Copy every line that contains the string "TypeScript" from the entries below.

_EXTRACTED ENTRIES_:
------------------------------
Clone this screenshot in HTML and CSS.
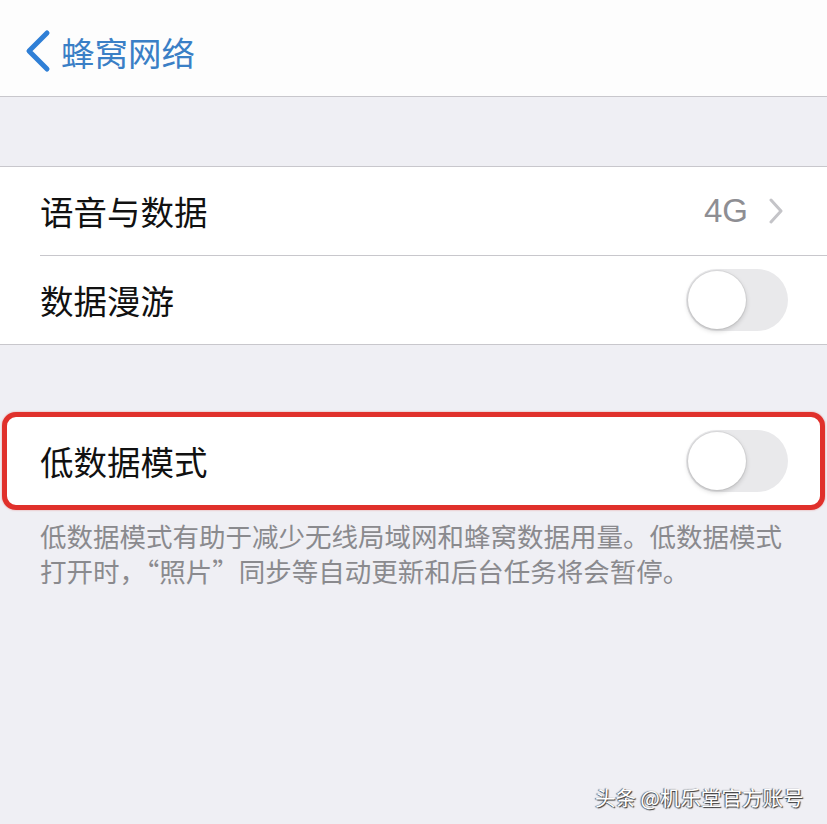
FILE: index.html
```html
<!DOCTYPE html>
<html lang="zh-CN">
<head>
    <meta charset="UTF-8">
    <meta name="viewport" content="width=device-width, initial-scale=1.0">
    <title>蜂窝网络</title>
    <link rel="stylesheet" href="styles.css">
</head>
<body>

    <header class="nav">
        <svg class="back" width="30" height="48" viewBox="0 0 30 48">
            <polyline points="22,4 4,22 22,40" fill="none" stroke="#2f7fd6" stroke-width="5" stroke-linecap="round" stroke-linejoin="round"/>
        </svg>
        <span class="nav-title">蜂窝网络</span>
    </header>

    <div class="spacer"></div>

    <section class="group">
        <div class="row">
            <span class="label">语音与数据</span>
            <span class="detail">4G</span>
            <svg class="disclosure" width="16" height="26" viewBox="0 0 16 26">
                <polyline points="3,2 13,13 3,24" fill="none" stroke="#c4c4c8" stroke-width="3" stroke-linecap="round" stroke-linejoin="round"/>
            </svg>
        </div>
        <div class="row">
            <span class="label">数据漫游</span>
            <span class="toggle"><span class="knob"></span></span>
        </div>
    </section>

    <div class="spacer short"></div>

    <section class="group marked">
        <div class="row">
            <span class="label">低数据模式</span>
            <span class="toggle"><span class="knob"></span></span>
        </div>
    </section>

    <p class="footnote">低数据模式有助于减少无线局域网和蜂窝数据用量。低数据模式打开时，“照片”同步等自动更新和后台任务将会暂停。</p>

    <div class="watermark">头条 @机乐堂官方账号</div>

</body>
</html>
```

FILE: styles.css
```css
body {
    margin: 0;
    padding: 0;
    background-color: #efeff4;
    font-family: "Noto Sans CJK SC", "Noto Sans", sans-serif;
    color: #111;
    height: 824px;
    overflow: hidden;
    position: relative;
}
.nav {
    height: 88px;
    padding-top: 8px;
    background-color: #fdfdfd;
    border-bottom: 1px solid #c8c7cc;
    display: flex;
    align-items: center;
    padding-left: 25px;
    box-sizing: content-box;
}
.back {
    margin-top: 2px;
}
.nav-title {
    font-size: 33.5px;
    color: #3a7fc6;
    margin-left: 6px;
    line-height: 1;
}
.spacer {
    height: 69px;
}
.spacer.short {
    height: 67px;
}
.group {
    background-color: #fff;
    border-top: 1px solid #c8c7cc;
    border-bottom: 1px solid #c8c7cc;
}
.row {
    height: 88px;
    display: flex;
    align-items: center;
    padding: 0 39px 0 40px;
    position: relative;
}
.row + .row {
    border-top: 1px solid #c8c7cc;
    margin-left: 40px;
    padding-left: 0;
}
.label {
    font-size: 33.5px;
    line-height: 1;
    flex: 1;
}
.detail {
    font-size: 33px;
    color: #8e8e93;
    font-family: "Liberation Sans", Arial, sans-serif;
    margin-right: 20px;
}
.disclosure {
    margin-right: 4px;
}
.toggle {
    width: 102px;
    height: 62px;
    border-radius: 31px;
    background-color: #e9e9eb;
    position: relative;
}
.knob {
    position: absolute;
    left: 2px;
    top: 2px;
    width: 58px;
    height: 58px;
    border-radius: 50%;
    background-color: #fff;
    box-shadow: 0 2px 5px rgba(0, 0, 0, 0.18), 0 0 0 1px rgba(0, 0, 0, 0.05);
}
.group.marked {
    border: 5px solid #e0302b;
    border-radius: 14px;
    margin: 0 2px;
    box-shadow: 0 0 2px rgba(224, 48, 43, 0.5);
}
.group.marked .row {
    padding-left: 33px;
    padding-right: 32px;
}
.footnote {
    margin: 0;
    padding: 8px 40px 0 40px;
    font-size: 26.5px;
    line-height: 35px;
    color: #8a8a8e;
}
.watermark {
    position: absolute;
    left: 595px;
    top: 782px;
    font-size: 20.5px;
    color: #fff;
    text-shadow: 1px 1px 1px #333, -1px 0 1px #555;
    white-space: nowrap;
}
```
------------------------------
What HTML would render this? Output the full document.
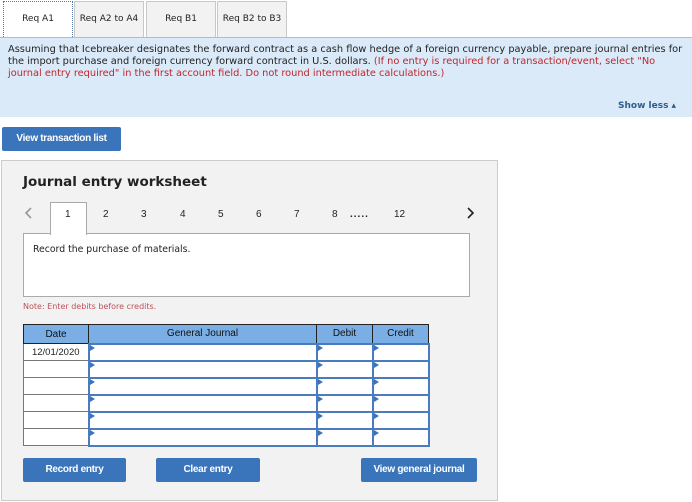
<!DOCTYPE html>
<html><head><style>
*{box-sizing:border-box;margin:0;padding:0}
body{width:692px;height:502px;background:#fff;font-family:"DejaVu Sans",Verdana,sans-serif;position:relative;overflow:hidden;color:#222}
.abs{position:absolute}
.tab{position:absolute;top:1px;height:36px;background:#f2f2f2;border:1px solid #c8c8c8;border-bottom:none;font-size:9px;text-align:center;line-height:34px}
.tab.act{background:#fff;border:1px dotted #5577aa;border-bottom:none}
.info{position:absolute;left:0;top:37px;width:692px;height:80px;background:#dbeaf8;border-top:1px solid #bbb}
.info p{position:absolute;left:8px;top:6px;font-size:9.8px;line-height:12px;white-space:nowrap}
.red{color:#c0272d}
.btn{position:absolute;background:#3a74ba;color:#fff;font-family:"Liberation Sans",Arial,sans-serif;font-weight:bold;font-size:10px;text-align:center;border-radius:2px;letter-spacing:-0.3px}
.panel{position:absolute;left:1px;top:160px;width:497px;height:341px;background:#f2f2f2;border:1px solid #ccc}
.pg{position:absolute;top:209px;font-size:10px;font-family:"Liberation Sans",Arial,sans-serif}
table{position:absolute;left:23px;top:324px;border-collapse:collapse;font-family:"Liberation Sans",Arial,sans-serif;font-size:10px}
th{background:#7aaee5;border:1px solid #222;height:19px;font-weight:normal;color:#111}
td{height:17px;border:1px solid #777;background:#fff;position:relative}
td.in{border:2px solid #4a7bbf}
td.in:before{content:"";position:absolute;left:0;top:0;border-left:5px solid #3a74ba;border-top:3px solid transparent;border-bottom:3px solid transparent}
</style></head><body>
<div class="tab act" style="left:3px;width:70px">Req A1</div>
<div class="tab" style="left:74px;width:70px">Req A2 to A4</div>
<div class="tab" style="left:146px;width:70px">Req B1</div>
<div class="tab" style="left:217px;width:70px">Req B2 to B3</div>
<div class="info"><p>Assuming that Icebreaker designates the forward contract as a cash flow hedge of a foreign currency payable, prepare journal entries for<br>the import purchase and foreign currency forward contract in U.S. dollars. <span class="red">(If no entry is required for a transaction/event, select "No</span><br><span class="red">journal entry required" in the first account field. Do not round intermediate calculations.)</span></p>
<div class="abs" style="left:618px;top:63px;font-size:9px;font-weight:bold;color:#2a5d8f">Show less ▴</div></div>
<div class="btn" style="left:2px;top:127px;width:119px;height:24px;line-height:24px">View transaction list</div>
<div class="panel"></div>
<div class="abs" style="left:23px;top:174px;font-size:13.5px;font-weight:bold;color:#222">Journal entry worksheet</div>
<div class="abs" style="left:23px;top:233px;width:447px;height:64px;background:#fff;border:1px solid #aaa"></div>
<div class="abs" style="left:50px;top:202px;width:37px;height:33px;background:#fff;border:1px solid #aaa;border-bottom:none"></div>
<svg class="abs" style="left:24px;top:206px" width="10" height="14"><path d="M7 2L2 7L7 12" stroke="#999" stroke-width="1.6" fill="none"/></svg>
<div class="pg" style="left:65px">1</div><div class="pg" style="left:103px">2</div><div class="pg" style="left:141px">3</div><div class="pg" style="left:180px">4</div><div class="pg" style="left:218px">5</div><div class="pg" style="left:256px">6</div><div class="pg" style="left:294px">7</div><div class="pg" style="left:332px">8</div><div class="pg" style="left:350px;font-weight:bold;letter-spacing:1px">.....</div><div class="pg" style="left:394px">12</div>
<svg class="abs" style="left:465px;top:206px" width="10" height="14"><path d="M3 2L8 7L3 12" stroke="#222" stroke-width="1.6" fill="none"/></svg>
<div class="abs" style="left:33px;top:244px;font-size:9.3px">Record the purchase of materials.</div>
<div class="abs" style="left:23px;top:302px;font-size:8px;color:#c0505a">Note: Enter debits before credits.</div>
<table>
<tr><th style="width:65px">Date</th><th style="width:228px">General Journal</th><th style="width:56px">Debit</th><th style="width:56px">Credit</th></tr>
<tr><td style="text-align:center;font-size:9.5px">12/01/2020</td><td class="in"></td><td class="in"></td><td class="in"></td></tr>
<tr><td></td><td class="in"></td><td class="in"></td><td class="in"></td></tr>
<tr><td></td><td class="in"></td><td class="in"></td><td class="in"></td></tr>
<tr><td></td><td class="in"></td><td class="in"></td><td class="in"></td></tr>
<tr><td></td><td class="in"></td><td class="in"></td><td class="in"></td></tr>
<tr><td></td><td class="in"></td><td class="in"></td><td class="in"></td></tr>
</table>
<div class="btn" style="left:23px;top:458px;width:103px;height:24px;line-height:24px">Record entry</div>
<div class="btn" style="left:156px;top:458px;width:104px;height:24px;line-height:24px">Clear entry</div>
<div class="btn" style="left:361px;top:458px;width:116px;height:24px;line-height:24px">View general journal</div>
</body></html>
------------------------------
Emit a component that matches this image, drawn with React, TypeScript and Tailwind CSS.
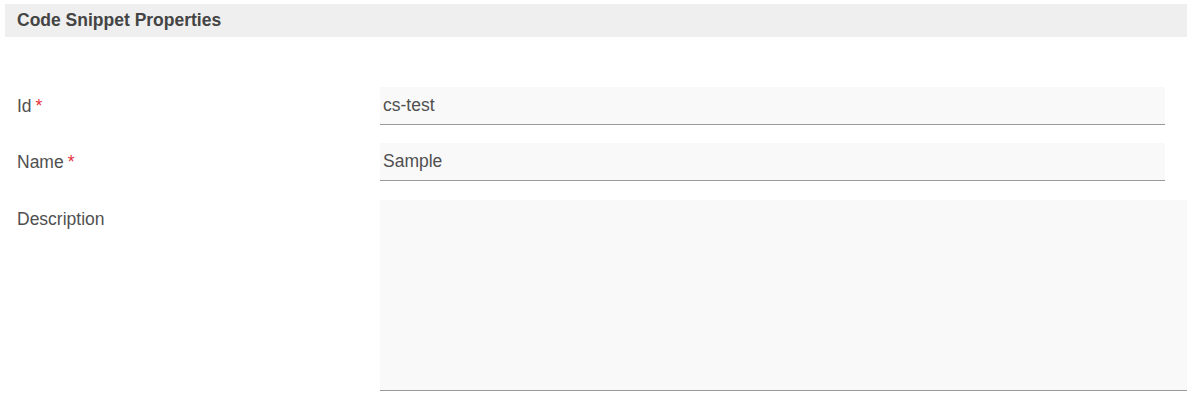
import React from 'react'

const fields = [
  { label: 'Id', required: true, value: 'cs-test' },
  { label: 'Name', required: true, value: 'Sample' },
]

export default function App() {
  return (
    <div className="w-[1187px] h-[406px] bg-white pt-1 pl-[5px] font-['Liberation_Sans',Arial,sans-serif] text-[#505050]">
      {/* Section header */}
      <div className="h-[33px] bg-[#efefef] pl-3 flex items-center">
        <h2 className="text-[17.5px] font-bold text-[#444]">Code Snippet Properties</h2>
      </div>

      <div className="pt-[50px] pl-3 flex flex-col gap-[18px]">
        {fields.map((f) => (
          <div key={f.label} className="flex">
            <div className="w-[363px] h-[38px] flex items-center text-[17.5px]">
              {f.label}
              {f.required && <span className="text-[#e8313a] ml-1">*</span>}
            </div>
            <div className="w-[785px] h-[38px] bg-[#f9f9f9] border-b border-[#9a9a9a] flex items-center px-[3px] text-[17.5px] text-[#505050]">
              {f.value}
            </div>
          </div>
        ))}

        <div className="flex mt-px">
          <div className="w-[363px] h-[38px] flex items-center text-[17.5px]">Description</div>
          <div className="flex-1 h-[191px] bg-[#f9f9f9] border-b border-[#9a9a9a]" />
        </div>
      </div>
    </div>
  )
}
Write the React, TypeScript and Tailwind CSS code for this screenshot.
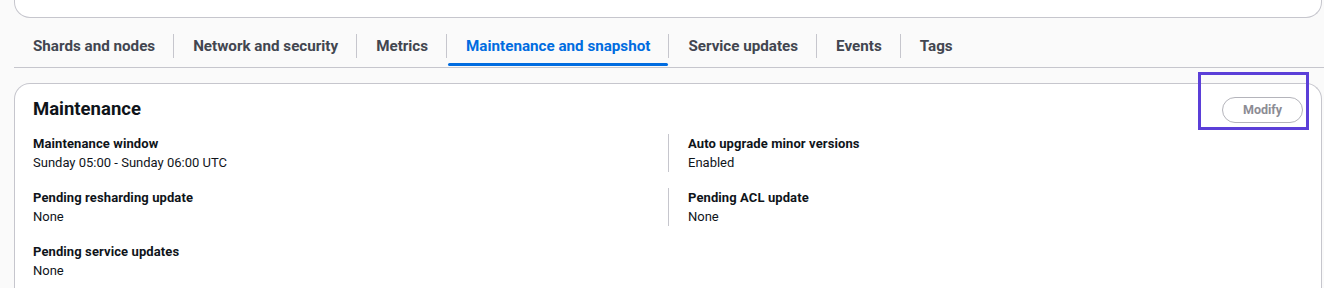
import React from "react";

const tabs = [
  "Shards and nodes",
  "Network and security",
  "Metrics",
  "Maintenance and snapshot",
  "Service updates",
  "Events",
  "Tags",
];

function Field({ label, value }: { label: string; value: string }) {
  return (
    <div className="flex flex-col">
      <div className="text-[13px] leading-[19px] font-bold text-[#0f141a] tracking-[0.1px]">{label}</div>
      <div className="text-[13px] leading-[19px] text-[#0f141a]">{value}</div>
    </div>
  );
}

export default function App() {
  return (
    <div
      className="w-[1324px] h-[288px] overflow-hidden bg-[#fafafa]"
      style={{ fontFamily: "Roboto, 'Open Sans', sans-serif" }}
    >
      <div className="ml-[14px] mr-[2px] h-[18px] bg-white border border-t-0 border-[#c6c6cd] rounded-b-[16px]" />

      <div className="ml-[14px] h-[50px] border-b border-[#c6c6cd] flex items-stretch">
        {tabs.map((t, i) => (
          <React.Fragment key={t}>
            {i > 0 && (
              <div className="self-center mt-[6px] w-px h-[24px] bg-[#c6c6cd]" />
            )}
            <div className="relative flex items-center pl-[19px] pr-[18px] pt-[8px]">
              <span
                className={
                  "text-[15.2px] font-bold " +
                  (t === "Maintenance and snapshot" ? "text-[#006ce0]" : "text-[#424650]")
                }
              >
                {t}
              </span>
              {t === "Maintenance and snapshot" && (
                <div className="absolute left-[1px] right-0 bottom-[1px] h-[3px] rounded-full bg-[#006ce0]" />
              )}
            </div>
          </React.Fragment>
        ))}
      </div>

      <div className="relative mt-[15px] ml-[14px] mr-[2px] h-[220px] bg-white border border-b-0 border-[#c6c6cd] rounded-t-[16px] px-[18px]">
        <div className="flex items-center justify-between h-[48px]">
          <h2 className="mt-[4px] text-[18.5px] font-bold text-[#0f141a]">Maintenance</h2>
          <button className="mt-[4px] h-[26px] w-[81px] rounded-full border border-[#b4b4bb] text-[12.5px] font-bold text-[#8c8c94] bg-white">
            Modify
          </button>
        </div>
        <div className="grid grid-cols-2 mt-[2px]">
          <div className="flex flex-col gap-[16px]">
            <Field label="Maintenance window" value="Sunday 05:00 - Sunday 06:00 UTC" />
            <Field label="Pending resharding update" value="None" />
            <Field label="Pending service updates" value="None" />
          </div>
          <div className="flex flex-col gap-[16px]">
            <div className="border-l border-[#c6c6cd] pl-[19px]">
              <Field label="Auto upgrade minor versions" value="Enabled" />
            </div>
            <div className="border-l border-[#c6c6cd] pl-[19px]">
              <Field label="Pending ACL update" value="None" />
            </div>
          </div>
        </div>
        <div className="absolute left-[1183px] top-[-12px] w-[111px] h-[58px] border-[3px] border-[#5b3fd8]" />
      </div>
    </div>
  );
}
------------------------------
_REPLY TO THE TASK_:
Emit a component that matches this image, drawn with React, TypeScript and Tailwind CSS.
Write the React, TypeScript and Tailwind CSS code for this screenshot.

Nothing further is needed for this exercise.